* **GIVEN RECORDS**
+++

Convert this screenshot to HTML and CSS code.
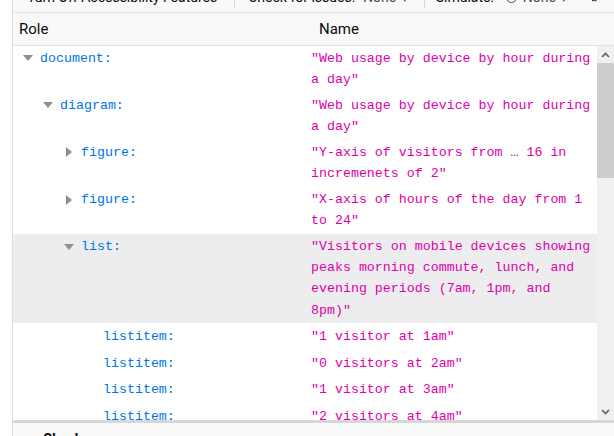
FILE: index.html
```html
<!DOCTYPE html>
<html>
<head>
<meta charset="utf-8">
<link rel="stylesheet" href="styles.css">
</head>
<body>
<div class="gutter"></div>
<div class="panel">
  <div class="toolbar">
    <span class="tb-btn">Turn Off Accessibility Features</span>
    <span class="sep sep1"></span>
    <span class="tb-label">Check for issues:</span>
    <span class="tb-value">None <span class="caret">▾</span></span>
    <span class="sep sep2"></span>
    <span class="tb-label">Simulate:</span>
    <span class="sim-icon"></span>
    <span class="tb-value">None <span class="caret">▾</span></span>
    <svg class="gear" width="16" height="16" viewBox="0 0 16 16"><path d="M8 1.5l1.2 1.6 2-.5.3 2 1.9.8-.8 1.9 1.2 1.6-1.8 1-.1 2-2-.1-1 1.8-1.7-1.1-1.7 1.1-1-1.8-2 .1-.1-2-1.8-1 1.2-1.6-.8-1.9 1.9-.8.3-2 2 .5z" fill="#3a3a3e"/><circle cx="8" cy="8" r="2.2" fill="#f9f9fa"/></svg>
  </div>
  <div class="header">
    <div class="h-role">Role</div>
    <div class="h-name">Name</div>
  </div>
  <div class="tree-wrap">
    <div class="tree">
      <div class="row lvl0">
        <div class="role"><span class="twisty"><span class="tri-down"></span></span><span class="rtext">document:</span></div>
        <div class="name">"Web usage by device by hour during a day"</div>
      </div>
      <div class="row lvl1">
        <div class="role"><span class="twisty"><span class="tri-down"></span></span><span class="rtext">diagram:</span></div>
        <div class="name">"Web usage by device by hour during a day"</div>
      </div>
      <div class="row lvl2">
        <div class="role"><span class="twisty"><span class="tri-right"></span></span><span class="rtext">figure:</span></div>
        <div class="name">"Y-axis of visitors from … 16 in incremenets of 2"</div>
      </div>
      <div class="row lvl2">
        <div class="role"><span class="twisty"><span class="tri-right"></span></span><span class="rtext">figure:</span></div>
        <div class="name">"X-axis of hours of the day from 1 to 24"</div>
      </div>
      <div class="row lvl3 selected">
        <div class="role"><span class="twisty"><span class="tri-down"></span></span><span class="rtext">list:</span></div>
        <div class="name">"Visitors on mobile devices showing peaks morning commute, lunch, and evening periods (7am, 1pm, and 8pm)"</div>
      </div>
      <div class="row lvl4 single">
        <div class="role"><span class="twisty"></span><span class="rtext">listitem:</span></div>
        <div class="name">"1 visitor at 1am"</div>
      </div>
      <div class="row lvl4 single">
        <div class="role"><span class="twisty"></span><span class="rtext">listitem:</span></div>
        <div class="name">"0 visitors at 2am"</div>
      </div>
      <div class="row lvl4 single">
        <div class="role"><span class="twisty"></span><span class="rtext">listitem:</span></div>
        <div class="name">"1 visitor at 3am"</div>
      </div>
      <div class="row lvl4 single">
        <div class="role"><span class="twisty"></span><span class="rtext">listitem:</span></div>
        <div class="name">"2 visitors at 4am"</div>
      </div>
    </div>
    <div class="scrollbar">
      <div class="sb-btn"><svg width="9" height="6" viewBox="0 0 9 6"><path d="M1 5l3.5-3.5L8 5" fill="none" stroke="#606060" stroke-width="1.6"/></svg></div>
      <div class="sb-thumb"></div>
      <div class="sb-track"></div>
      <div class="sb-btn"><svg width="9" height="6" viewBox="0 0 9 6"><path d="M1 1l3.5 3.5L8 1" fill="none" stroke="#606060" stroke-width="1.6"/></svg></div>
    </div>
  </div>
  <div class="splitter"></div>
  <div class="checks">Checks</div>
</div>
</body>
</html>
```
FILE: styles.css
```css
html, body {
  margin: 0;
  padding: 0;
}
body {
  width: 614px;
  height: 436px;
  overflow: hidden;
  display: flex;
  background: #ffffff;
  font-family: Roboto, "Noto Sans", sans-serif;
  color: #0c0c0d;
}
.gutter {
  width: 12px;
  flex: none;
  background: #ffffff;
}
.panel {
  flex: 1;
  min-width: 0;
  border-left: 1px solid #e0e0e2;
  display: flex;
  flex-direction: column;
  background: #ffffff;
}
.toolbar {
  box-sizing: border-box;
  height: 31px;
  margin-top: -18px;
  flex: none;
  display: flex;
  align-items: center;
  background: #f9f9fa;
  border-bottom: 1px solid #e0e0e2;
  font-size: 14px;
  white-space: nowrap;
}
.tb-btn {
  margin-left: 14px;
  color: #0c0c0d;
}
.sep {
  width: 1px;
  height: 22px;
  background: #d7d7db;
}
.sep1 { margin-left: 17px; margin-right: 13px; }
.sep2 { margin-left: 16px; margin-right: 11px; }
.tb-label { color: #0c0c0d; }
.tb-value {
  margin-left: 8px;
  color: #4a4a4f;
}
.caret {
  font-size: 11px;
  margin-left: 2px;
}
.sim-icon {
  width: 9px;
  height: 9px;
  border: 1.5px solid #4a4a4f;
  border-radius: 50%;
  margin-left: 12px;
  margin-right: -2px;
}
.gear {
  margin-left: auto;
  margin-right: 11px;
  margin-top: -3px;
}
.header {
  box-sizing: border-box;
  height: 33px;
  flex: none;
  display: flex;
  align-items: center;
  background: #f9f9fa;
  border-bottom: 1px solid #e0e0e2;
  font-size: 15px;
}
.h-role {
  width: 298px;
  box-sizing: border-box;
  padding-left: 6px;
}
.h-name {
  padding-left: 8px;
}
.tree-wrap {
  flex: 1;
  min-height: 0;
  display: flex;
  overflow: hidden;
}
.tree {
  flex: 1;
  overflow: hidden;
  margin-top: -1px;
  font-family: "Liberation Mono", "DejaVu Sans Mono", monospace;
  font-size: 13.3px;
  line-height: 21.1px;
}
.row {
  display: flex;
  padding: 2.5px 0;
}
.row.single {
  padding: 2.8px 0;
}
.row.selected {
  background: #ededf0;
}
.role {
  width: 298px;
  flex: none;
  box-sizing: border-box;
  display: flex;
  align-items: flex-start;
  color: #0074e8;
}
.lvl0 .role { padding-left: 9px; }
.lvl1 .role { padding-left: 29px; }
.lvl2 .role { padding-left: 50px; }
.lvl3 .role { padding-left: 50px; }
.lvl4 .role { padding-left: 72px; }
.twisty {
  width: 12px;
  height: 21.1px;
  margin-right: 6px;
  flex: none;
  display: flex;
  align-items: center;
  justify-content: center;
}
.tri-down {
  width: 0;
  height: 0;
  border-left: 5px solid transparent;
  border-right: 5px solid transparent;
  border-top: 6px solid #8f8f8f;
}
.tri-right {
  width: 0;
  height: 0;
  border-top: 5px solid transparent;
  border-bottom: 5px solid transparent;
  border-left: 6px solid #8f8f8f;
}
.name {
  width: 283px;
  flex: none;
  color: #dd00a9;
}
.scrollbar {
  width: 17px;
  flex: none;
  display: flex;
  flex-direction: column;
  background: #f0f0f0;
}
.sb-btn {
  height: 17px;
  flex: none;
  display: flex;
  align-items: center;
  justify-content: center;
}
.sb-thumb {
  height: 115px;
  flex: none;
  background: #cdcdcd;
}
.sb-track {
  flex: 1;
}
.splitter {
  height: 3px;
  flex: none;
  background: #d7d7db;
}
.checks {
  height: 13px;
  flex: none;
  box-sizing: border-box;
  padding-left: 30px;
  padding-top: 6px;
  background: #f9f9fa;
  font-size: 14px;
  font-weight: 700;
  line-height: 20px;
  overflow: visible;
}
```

+++

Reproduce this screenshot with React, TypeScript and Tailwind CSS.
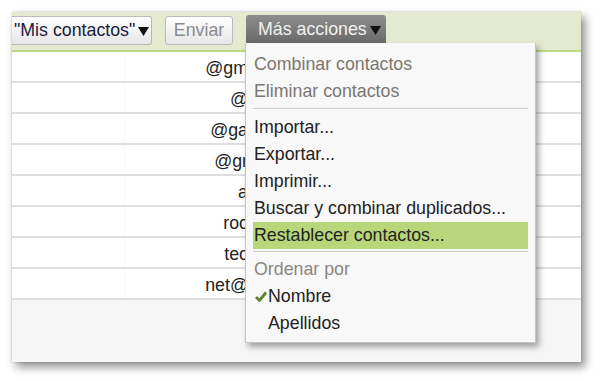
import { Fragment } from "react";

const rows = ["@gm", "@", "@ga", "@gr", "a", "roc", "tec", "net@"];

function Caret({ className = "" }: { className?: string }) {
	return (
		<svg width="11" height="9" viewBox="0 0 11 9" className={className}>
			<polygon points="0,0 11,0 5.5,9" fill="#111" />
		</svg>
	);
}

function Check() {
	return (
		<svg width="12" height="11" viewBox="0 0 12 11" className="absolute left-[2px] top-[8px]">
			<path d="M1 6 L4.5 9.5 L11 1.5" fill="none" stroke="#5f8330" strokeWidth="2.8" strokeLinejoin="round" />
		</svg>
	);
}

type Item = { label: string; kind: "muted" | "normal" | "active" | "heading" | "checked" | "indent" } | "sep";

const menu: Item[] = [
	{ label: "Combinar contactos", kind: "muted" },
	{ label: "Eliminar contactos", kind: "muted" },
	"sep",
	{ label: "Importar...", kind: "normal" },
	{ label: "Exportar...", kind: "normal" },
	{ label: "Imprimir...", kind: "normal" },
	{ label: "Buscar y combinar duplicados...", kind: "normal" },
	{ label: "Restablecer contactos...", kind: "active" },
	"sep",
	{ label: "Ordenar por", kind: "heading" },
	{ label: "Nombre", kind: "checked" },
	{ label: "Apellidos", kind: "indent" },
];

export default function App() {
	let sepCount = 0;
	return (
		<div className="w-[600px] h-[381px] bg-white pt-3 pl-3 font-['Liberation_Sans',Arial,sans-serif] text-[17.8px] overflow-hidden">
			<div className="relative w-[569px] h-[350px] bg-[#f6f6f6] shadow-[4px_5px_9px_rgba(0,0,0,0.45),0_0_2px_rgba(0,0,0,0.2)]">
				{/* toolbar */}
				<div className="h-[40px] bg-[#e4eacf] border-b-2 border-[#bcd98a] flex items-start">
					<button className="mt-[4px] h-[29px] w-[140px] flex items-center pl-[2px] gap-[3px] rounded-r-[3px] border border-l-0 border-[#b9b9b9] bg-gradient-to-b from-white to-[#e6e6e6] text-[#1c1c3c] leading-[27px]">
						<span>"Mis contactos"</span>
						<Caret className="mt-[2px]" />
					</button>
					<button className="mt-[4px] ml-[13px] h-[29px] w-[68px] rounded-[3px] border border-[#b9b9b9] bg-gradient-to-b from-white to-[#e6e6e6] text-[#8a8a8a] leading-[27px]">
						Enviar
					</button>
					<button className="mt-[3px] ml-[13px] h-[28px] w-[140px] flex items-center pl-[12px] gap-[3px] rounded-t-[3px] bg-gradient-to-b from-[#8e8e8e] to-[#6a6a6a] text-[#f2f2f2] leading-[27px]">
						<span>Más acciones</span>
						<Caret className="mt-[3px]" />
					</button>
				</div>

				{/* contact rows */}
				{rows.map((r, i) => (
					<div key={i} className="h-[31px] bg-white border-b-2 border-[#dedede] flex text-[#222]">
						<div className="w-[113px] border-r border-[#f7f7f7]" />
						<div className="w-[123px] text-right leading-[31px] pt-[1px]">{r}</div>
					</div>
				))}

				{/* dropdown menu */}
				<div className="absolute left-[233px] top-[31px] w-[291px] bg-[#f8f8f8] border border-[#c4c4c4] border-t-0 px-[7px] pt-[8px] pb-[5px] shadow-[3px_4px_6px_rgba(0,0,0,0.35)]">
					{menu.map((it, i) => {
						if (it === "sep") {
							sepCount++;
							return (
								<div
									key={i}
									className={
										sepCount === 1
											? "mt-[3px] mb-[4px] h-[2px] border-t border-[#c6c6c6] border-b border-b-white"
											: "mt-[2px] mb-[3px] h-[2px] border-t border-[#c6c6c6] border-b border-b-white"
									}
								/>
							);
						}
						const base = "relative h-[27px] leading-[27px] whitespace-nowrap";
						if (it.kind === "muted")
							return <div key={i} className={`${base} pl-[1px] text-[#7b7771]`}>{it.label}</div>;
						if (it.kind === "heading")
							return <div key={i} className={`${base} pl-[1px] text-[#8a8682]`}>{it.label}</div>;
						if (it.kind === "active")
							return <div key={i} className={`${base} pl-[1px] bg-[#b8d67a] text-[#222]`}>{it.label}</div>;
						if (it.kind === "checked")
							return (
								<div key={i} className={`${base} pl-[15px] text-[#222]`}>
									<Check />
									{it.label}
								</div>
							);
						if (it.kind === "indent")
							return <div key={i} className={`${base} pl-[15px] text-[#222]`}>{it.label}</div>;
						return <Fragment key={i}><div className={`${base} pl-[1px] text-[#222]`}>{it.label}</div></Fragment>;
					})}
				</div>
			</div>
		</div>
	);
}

+++

* **WRITTEN PROBLEM**
Read the entries and select each line where the word "screenshot" is found.

* **ANSWER**
Convert this screenshot to HTML and CSS code.
Reproduce this screenshot with React, TypeScript and Tailwind CSS.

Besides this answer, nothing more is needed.